◆ **Exercise**
Write out the data again exactly, skipping every picture.

------------------------------

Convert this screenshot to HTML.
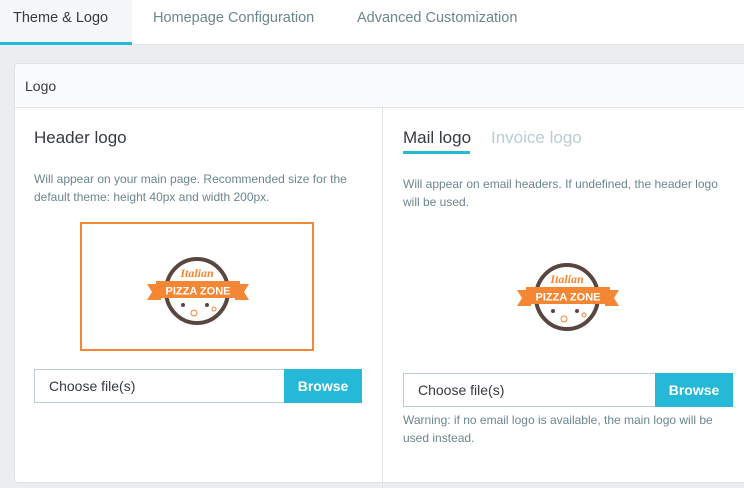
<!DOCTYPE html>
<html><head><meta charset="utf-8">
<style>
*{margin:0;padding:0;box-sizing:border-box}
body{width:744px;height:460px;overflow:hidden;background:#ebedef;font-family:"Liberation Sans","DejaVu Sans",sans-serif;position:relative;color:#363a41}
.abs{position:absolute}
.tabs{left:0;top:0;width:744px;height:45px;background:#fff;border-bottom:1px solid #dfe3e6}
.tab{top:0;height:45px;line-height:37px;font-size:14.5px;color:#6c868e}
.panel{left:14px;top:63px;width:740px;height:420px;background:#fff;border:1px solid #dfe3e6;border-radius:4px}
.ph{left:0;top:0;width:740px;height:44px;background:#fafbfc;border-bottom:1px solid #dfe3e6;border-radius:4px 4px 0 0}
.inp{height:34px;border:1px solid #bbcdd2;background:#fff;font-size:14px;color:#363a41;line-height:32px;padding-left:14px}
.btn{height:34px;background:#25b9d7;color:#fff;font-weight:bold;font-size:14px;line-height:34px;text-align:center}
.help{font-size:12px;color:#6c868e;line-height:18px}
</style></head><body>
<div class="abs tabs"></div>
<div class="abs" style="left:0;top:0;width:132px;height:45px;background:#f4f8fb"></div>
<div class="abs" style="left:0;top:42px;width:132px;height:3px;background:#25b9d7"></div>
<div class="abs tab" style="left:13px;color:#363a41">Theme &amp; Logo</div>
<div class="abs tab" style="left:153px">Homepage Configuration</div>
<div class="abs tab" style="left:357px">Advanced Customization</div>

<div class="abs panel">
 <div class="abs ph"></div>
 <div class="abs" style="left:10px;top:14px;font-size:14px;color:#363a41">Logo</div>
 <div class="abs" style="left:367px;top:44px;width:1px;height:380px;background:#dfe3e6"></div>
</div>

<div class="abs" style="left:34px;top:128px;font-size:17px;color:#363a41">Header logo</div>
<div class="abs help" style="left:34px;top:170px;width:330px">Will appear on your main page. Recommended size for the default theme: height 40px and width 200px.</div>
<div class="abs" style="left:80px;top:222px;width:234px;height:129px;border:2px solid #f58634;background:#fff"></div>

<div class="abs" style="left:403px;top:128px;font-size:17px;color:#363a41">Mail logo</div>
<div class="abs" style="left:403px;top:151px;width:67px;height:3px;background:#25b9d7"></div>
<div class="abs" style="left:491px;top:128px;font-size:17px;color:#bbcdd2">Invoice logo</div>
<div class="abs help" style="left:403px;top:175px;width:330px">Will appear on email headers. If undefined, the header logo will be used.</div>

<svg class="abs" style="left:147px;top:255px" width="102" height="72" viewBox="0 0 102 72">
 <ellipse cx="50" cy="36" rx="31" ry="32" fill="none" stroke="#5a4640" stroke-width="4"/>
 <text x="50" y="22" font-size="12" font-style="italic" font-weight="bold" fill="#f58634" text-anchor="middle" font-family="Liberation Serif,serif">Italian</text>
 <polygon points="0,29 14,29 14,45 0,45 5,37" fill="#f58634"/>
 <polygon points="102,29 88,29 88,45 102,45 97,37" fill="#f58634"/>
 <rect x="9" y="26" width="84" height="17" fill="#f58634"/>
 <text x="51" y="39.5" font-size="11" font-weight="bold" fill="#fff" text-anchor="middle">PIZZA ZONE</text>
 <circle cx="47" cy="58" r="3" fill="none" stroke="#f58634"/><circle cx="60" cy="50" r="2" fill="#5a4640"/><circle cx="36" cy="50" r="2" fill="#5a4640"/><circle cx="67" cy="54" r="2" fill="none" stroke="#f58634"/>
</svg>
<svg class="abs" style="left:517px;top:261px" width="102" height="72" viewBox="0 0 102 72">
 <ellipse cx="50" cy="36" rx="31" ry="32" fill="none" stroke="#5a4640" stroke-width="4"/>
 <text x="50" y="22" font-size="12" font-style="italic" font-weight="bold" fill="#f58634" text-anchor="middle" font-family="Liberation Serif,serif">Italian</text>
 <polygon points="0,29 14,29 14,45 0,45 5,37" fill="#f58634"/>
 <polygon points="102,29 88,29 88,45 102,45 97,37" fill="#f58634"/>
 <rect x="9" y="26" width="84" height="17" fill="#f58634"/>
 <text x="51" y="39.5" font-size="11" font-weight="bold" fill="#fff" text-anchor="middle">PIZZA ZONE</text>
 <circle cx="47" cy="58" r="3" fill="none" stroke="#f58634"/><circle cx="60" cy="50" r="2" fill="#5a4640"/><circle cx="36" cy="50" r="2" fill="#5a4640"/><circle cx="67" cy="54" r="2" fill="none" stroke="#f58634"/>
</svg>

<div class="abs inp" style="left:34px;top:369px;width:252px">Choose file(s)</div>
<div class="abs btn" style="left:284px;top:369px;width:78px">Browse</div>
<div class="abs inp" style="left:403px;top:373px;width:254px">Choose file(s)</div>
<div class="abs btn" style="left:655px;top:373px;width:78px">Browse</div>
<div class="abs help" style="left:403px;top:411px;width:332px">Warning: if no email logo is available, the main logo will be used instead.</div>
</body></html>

------------------------------

◆ **Final answer**
Convert this screenshot to HTML.
<!DOCTYPE html>
<html><head><meta charset="utf-8">
<style>
*{margin:0;padding:0;box-sizing:border-box}
body{width:744px;height:460px;overflow:hidden;background:#ebedef;font-family:"Liberation Sans","DejaVu Sans",sans-serif;position:relative;color:#363a41}
.abs{position:absolute}
.tabs{left:0;top:0;width:744px;height:45px;background:#fff;border-bottom:1px solid #dfe3e6}
.tab{top:0;height:45px;line-height:37px;font-size:14.5px;color:#6c868e}
.panel{left:14px;top:63px;width:740px;height:420px;background:#fff;border:1px solid #dfe3e6;border-radius:4px}
.ph{left:0;top:0;width:740px;height:44px;background:#fafbfc;border-bottom:1px solid #dfe3e6;border-radius:4px 4px 0 0}
.inp{height:34px;border:1px solid #bbcdd2;background:#fff;font-size:14px;color:#363a41;line-height:32px;padding-left:14px}
.btn{height:34px;background:#25b9d7;color:#fff;font-weight:bold;font-size:14px;line-height:34px;text-align:center}
.help{font-size:12px;color:#6c868e;line-height:18px}
</style></head><body>
<div class="abs tabs"></div>
<div class="abs" style="left:0;top:0;width:132px;height:45px;background:#f4f8fb"></div>
<div class="abs" style="left:0;top:42px;width:132px;height:3px;background:#25b9d7"></div>
<div class="abs tab" style="left:13px;color:#363a41">Theme &amp; Logo</div>
<div class="abs tab" style="left:153px">Homepage Configuration</div>
<div class="abs tab" style="left:357px">Advanced Customization</div>

<div class="abs panel">
 <div class="abs ph"></div>
 <div class="abs" style="left:10px;top:14px;font-size:14px;color:#363a41">Logo</div>
 <div class="abs" style="left:367px;top:44px;width:1px;height:380px;background:#dfe3e6"></div>
</div>

<div class="abs" style="left:34px;top:128px;font-size:17px;color:#363a41">Header logo</div>
<div class="abs help" style="left:34px;top:170px;width:330px">Will appear on your main page. Recommended size for the default theme: height 40px and width 200px.</div>
<div class="abs" style="left:80px;top:222px;width:234px;height:129px;border:2px solid #f58634;background:#fff"></div>

<div class="abs" style="left:403px;top:128px;font-size:17px;color:#363a41">Mail logo</div>
<div class="abs" style="left:403px;top:151px;width:67px;height:3px;background:#25b9d7"></div>
<div class="abs" style="left:491px;top:128px;font-size:17px;color:#bbcdd2">Invoice logo</div>
<div class="abs help" style="left:403px;top:175px;width:330px">Will appear on email headers. If undefined, the header logo will be used.</div>

<svg class="abs" style="left:147px;top:255px" width="102" height="72" viewBox="0 0 102 72">
 <ellipse cx="50" cy="36" rx="31" ry="32" fill="none" stroke="#5a4640" stroke-width="4"/>
 <text x="50" y="22" font-size="12" font-style="italic" font-weight="bold" fill="#f58634" text-anchor="middle" font-family="Liberation Serif,serif">Italian</text>
 <polygon points="0,29 14,29 14,45 0,45 5,37" fill="#f58634"/>
 <polygon points="102,29 88,29 88,45 102,45 97,37" fill="#f58634"/>
 <rect x="9" y="26" width="84" height="17" fill="#f58634"/>
 <text x="51" y="39.5" font-size="11" font-weight="bold" fill="#fff" text-anchor="middle">PIZZA ZONE</text>
 <circle cx="47" cy="58" r="3" fill="none" stroke="#f58634"/><circle cx="60" cy="50" r="2" fill="#5a4640"/><circle cx="36" cy="50" r="2" fill="#5a4640"/><circle cx="67" cy="54" r="2" fill="none" stroke="#f58634"/>
</svg>
<svg class="abs" style="left:517px;top:261px" width="102" height="72" viewBox="0 0 102 72">
 <ellipse cx="50" cy="36" rx="31" ry="32" fill="none" stroke="#5a4640" stroke-width="4"/>
 <text x="50" y="22" font-size="12" font-style="italic" font-weight="bold" fill="#f58634" text-anchor="middle" font-family="Liberation Serif,serif">Italian</text>
 <polygon points="0,29 14,29 14,45 0,45 5,37" fill="#f58634"/>
 <polygon points="102,29 88,29 88,45 102,45 97,37" fill="#f58634"/>
 <rect x="9" y="26" width="84" height="17" fill="#f58634"/>
 <text x="51" y="39.5" font-size="11" font-weight="bold" fill="#fff" text-anchor="middle">PIZZA ZONE</text>
 <circle cx="47" cy="58" r="3" fill="none" stroke="#f58634"/><circle cx="60" cy="50" r="2" fill="#5a4640"/><circle cx="36" cy="50" r="2" fill="#5a4640"/><circle cx="67" cy="54" r="2" fill="none" stroke="#f58634"/>
</svg>

<div class="abs inp" style="left:34px;top:369px;width:252px">Choose file(s)</div>
<div class="abs btn" style="left:284px;top:369px;width:78px">Browse</div>
<div class="abs inp" style="left:403px;top:373px;width:254px">Choose file(s)</div>
<div class="abs btn" style="left:655px;top:373px;width:78px">Browse</div>
<div class="abs help" style="left:403px;top:411px;width:332px">Warning: if no email logo is available, the main logo will be used instead.</div>
</body></html>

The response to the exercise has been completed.